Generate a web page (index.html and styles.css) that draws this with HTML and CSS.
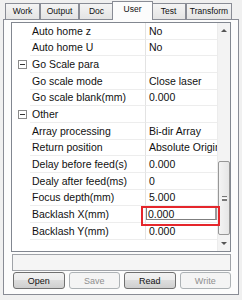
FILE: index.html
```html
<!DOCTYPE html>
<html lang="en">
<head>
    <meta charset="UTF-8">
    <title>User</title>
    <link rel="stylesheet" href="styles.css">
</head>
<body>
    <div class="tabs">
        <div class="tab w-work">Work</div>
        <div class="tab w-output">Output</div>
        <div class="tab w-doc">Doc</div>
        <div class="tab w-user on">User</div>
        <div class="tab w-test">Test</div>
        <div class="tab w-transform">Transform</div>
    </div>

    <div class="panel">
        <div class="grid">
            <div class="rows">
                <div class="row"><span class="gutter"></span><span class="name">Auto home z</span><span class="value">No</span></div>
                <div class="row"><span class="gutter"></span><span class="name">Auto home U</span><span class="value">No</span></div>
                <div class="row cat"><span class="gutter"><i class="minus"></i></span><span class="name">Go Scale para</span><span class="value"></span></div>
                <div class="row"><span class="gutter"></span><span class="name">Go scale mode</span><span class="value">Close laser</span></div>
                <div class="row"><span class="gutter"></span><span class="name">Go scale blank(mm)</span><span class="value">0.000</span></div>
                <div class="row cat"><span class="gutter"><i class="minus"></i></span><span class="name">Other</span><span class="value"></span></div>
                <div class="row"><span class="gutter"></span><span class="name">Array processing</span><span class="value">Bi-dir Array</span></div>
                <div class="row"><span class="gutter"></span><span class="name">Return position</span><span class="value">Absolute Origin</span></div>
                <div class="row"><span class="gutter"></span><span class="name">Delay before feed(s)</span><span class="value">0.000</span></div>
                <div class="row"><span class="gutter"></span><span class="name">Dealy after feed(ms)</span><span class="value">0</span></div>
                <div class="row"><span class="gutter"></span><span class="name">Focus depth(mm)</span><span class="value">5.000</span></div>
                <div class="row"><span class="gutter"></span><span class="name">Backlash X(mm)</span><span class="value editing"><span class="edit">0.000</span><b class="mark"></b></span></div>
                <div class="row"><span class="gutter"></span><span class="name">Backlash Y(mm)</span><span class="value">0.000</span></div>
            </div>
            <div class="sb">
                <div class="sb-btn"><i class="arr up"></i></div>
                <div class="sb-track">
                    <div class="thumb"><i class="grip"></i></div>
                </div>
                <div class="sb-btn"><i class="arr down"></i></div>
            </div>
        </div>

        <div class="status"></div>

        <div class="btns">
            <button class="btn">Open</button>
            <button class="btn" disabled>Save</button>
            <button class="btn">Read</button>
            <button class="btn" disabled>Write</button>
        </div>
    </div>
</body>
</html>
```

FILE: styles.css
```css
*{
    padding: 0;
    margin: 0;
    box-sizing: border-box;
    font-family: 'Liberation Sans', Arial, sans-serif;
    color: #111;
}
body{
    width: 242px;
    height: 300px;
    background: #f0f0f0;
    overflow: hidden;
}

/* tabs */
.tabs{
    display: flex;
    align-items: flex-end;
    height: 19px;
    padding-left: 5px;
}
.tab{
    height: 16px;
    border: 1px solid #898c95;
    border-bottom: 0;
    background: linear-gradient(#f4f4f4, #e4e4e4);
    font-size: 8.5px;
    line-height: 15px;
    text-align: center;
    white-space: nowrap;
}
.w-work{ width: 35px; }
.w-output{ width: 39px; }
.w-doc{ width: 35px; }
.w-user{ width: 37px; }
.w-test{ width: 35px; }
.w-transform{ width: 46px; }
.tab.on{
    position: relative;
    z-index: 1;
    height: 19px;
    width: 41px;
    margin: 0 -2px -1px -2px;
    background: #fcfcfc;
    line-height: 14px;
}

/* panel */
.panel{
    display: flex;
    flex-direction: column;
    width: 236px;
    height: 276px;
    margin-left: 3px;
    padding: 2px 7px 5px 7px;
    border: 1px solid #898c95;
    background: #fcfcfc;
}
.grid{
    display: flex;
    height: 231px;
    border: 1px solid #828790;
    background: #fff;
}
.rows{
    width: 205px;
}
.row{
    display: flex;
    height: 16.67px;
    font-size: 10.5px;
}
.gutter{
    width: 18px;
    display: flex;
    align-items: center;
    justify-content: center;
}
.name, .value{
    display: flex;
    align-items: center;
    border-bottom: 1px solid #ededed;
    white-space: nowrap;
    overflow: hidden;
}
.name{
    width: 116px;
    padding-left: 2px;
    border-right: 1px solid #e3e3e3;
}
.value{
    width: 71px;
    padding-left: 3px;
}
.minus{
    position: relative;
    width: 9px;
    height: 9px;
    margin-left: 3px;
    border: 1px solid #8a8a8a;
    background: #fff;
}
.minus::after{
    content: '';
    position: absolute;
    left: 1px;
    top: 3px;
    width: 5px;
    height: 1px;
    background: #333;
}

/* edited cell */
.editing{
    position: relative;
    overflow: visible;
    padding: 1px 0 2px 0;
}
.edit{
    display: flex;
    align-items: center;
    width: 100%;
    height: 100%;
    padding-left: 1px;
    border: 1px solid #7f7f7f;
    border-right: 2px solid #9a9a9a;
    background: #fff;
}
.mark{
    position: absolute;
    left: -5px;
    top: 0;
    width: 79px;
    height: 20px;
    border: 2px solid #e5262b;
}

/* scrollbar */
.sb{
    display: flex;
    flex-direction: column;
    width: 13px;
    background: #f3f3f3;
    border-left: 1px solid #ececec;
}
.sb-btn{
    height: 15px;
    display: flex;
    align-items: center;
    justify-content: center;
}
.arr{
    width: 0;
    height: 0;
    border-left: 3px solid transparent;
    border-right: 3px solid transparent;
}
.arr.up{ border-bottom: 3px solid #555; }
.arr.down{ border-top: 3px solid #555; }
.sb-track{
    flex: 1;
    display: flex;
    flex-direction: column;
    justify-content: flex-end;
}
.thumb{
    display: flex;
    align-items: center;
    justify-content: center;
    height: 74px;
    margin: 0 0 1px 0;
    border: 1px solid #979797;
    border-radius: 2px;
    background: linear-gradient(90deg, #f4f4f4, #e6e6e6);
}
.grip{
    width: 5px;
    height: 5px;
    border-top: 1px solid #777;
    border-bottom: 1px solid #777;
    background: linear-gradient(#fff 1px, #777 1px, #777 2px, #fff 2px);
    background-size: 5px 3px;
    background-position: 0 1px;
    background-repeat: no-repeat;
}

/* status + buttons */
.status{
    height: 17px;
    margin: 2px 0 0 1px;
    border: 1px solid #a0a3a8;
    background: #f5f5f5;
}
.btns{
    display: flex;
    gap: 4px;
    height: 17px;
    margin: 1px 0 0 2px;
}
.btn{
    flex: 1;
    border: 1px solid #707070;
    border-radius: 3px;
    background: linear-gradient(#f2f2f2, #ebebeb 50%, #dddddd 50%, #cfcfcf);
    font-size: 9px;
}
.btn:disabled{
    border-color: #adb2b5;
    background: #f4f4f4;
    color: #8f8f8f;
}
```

+ + +

What needs to be done:
Reproduce the data verbatim. Do not carry any picture into the copy.

Answer to this task:
Generate a web page (index.html and styles.css) that draws this with HTML and CSS.
FILE: index.html
```html
<!DOCTYPE html>
<html lang="en">
<head>
    <meta charset="UTF-8">
    <title>User</title>
    <link rel="stylesheet" href="styles.css">
</head>
<body>
    <div class="tabs">
        <div class="tab w-work">Work</div>
        <div class="tab w-output">Output</div>
        <div class="tab w-doc">Doc</div>
        <div class="tab w-user on">User</div>
        <div class="tab w-test">Test</div>
        <div class="tab w-transform">Transform</div>
    </div>

    <div class="panel">
        <div class="grid">
            <div class="rows">
                <div class="row"><span class="gutter"></span><span class="name">Auto home z</span><span class="value">No</span></div>
                <div class="row"><span class="gutter"></span><span class="name">Auto home U</span><span class="value">No</span></div>
                <div class="row cat"><span class="gutter"><i class="minus"></i></span><span class="name">Go Scale para</span><span class="value"></span></div>
                <div class="row"><span class="gutter"></span><span class="name">Go scale mode</span><span class="value">Close laser</span></div>
                <div class="row"><span class="gutter"></span><span class="name">Go scale blank(mm)</span><span class="value">0.000</span></div>
                <div class="row cat"><span class="gutter"><i class="minus"></i></span><span class="name">Other</span><span class="value"></span></div>
                <div class="row"><span class="gutter"></span><span class="name">Array processing</span><span class="value">Bi-dir Array</span></div>
                <div class="row"><span class="gutter"></span><span class="name">Return position</span><span class="value">Absolute Origin</span></div>
                <div class="row"><span class="gutter"></span><span class="name">Delay before feed(s)</span><span class="value">0.000</span></div>
                <div class="row"><span class="gutter"></span><span class="name">Dealy after feed(ms)</span><span class="value">0</span></div>
                <div class="row"><span class="gutter"></span><span class="name">Focus depth(mm)</span><span class="value">5.000</span></div>
                <div class="row"><span class="gutter"></span><span class="name">Backlash X(mm)</span><span class="value editing"><span class="edit">0.000</span><b class="mark"></b></span></div>
                <div class="row"><span class="gutter"></span><span class="name">Backlash Y(mm)</span><span class="value">0.000</span></div>
            </div>
            <div class="sb">
                <div class="sb-btn"><i class="arr up"></i></div>
                <div class="sb-track">
                    <div class="thumb"><i class="grip"></i></div>
                </div>
                <div class="sb-btn"><i class="arr down"></i></div>
            </div>
        </div>

        <div class="status"></div>

        <div class="btns">
            <button class="btn">Open</button>
            <button class="btn" disabled>Save</button>
            <button class="btn">Read</button>
            <button class="btn" disabled>Write</button>
        </div>
    </div>
</body>
</html>
```

FILE: styles.css
```css
*{
    padding: 0;
    margin: 0;
    box-sizing: border-box;
    font-family: 'Liberation Sans', Arial, sans-serif;
    color: #111;
}
body{
    width: 242px;
    height: 300px;
    background: #f0f0f0;
    overflow: hidden;
}

/* tabs */
.tabs{
    display: flex;
    align-items: flex-end;
    height: 19px;
    padding-left: 5px;
}
.tab{
    height: 16px;
    border: 1px solid #898c95;
    border-bottom: 0;
    background: linear-gradient(#f4f4f4, #e4e4e4);
    font-size: 8.5px;
    line-height: 15px;
    text-align: center;
    white-space: nowrap;
}
.w-work{ width: 35px; }
.w-output{ width: 39px; }
.w-doc{ width: 35px; }
.w-user{ width: 37px; }
.w-test{ width: 35px; }
.w-transform{ width: 46px; }
.tab.on{
    position: relative;
    z-index: 1;
    height: 19px;
    width: 41px;
    margin: 0 -2px -1px -2px;
    background: #fcfcfc;
    line-height: 14px;
}

/* panel */
.panel{
    display: flex;
    flex-direction: column;
    width: 236px;
    height: 276px;
    margin-left: 3px;
    padding: 2px 7px 5px 7px;
    border: 1px solid #898c95;
    background: #fcfcfc;
}
.grid{
    display: flex;
    height: 231px;
    border: 1px solid #828790;
    background: #fff;
}
.rows{
    width: 205px;
}
.row{
    display: flex;
    height: 16.67px;
    font-size: 10.5px;
}
.gutter{
    width: 18px;
    display: flex;
    align-items: center;
    justify-content: center;
}
.name, .value{
    display: flex;
    align-items: center;
    border-bottom: 1px solid #ededed;
    white-space: nowrap;
    overflow: hidden;
}
.name{
    width: 116px;
    padding-left: 2px;
    border-right: 1px solid #e3e3e3;
}
.value{
    width: 71px;
    padding-left: 3px;
}
.minus{
    position: relative;
    width: 9px;
    height: 9px;
    margin-left: 3px;
    border: 1px solid #8a8a8a;
    background: #fff;
}
.minus::after{
    content: '';
    position: absolute;
    left: 1px;
    top: 3px;
    width: 5px;
    height: 1px;
    background: #333;
}

/* edited cell */
.editing{
    position: relative;
    overflow: visible;
    padding: 1px 0 2px 0;
}
.edit{
    display: flex;
    align-items: center;
    width: 100%;
    height: 100%;
    padding-left: 1px;
    border: 1px solid #7f7f7f;
    border-right: 2px solid #9a9a9a;
    background: #fff;
}
.mark{
    position: absolute;
    left: -5px;
    top: 0;
    width: 79px;
    height: 20px;
    border: 2px solid #e5262b;
}

/* scrollbar */
.sb{
    display: flex;
    flex-direction: column;
    width: 13px;
    background: #f3f3f3;
    border-left: 1px solid #ececec;
}
.sb-btn{
    height: 15px;
    display: flex;
    align-items: center;
    justify-content: center;
}
.arr{
    width: 0;
    height: 0;
    border-left: 3px solid transparent;
    border-right: 3px solid transparent;
}
.arr.up{ border-bottom: 3px solid #555; }
.arr.down{ border-top: 3px solid #555; }
.sb-track{
    flex: 1;
    display: flex;
    flex-direction: column;
    justify-content: flex-end;
}
.thumb{
    display: flex;
    align-items: center;
    justify-content: center;
    height: 74px;
    margin: 0 0 1px 0;
    border: 1px solid #979797;
    border-radius: 2px;
    background: linear-gradient(90deg, #f4f4f4, #e6e6e6);
}
.grip{
    width: 5px;
    height: 5px;
    border-top: 1px solid #777;
    border-bottom: 1px solid #777;
    background: linear-gradient(#fff 1px, #777 1px, #777 2px, #fff 2px);
    background-size: 5px 3px;
    background-position: 0 1px;
    background-repeat: no-repeat;
}

/* status + buttons */
.status{
    height: 17px;
    margin: 2px 0 0 1px;
    border: 1px solid #a0a3a8;
    background: #f5f5f5;
}
.btns{
    display: flex;
    gap: 4px;
    height: 17px;
    margin: 1px 0 0 2px;
}
.btn{
    flex: 1;
    border: 1px solid #707070;
    border-radius: 3px;
    background: linear-gradient(#f2f2f2, #ebebeb 50%, #dddddd 50%, #cfcfcf);
    font-size: 9px;
}
.btn:disabled{
    border-color: #adb2b5;
    background: #f4f4f4;
    color: #8f8f8f;
}
```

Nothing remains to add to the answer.